The district relies on Frazier v. School District, 24 Mo.App. 250, and Wood v. Consolidated School District No. 13, Mo.App., 7 S.W.2d 1018, 1020. In the Frazier case, the district attempted illegally to discharge a country school teacher. After receiving such notice of his dismissal the teacher nonetheless opened school. Then, after teaching a few hours, he dismissed school, locked up, turned in his key, and drew his pay to date, all without protest or offer to resume teaching. He later sued for the rest of his year’s salary. Tried without a jury the lower court found for the district. On appeal it was said: “We can not see how, under the facts of this case and the law arising thereon, the trial court could take any other view of his. conduct than to regard it as a voluntary abandonment of his contract.” 24 Mo. App. loe. cit. 255. We do not think the-Frazier case supports the school district’s-contention here that Parker’s conduct amounted to an abandonment as a matter of law. In the Wood case, the plaintiff contracted to teach, but upon failing to file a transcript of his college credits, he was. told by the district’s president he would not be paid until he did so, and later was told to leave. The superintendent tried to get Wood to file a proper transcript and remain. Wood said “‘No; I am quitting’,”’ and then returned to college. Upon appeal after a directed verdict for the teacher, the court of appeals held that a school district may not discharge a teacher, held that an attempt to do so is ultra vires, and held that if a teacher voluntarily quits on account of such action, he may not recover. The court went on to say that the teacher could recover if the district prevented him from performing his contract and he did not quit voluntarily, and that these were questions of fact for the jury.
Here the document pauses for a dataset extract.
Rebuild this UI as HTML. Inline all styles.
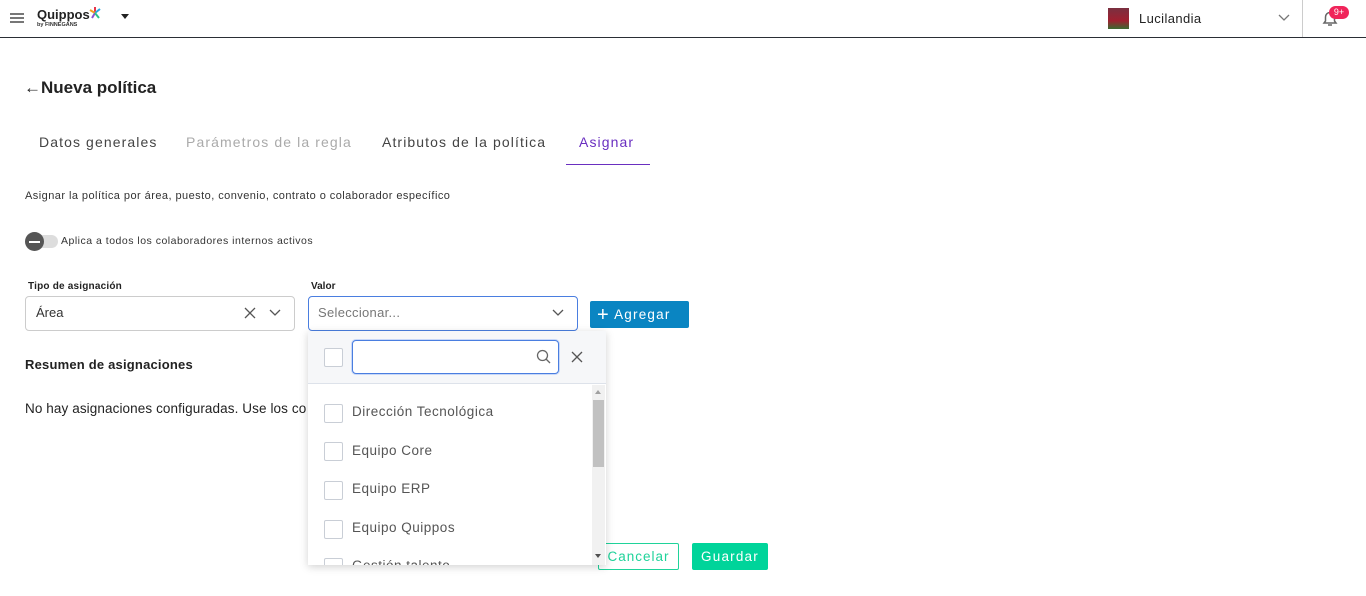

We do not think that either the Frazier or the Wood case supports the school district’s contention that Parker’s acts of surrendering the keys and picking up his certificates necessarily constituted a voluntary abandonment of his contract as a matter of law.
*61 ' It is fundamental that an intent to be bound is necessary to the formation of a contract. It follows that an intent to release one’s rights under a contract is necessary to constitute a voluntary abandonment thereof. As stated in 17 C.J.S. Contracts § 412, p. 899: “Rights acquired under a contract may be abandoned or relinquished by agreement, conduct, or by a contract clearly indicating such purpose. To constitute an abandonment of rights, an actual intent to abandon must exist * * Such intent may be inferred from the conduct of the parties. Chouteau v. Jupiter Iron Works, 94 Mo. 388, 7 S.W. 467; Avellone v. John Weisert Tobacco Co., Mo.App., 213 S.W.2d 222(7).
The question of intention is rarely capable of positive proof, but is arrived at by logical deductions from proven acts, and this is a jury function. Edie v. Coleman, 235 Mo.App. 1289, 141 S.W.2d 238 (11, 12). As said in Willey v. Fyrogas Co., 363 Mo. 406, 251 S.W.2d 635, 642: “neither may the jury be deprived of its power and function of reasoning upon the evidence and drawing inferenecs, * * * the weight and credibility of the evidence, and ultimately its meaning, are necessarily for the jury’s consideration and determination.” Parker’s acts could have indicated an intent by him to abandon his contract, or they could have been no more than acts of obedience to Mr. Knight’s orders, without any such intent. It was for the jury to say.
Accordingly, we hold that it would have been improper for the trial court to have declared as a matter of law that Parker had abandoned his teacher’s contract. That was an issue of fact for the jury’s determination.
The Special Commissioner recommends that the judgment be affirmed.
PER CURIAM.
The foregoing opinion of CLEMENS, Special Commissioner, is adopted as the opinion of the court.
The judgment of the circuit court is accordingly affirmed.
WOLFE, P. J., and ANDERSON, J., concur. RUDDY, J., not sitting.